E é engraçado pensar que, no fundo, todos nós sabemos que esse pano não será usado. Ele vai continuar ali, pendurado, atravessando as estações, as mudanças de morador, os feriados, as festas e até os dias normais que ninguém fotografa. Ele vai continuar ali mesmo quando os outros panos já tiverem sido trocados dez vezes. Porque o pano que não se usa não envelhece no mesmo ritmo. Ele vive num tempo diferente. O tempo da lembrança, da estética, do cuidado suspenso.

Cada casa tem o seu. Às vezes é florido, às vezes é liso.

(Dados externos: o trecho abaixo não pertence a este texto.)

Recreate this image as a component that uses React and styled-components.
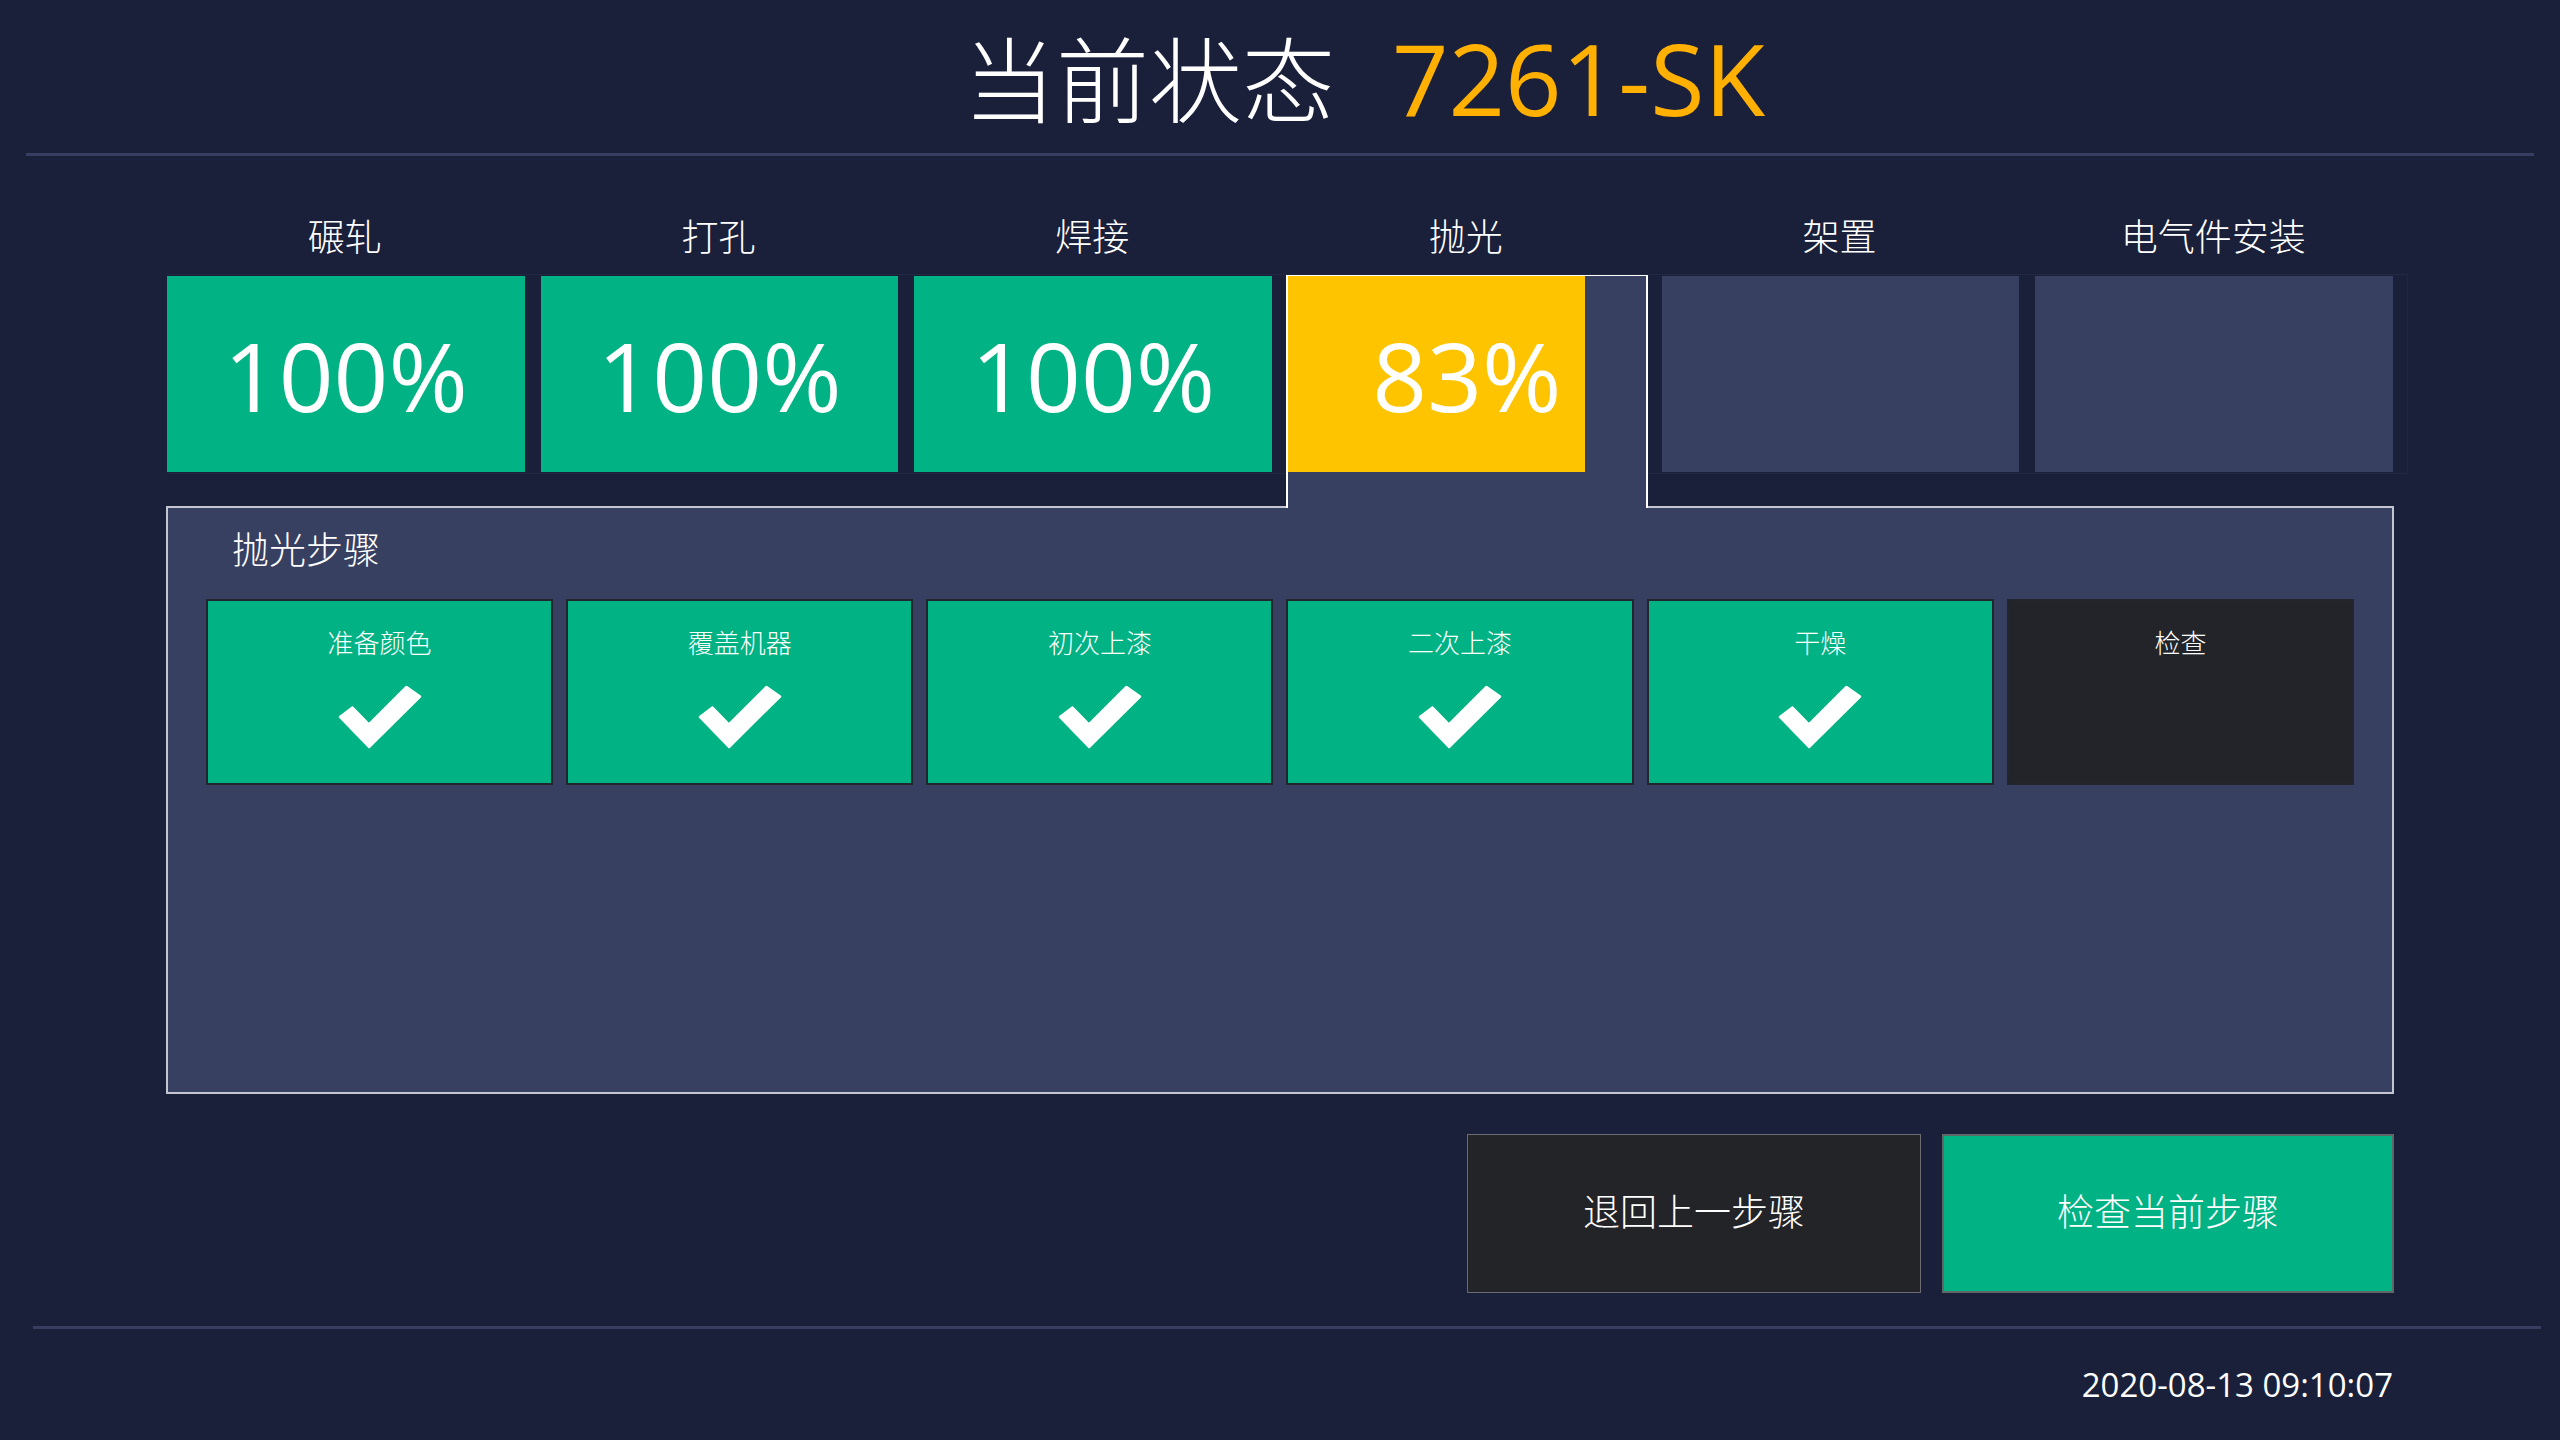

Às vezes tem nome bordado, ou só uma cor que combina com a parede. Mas o efeito é sempre o mesmo. Ele marca território. Ele diz “esse lugar tem dono”. E mais que isso: tem sentimento. E se você olhar com atenção, vai perceber que esse pano não está ali por acaso. Ele está guardando memórias. Está defendendo a beleza de um canto da casa que muita gente nem repara.

No fim, o pano de prato que ninguém pode usar é só mais uma prova de que o brasileiro tem o dom de transformar o simples em simbólico. Que a gente sabe preservar o afeto nos detalhes. E que, às vezes, cuidar de um pano é a forma mais sincera de cuidar do que realmente importa.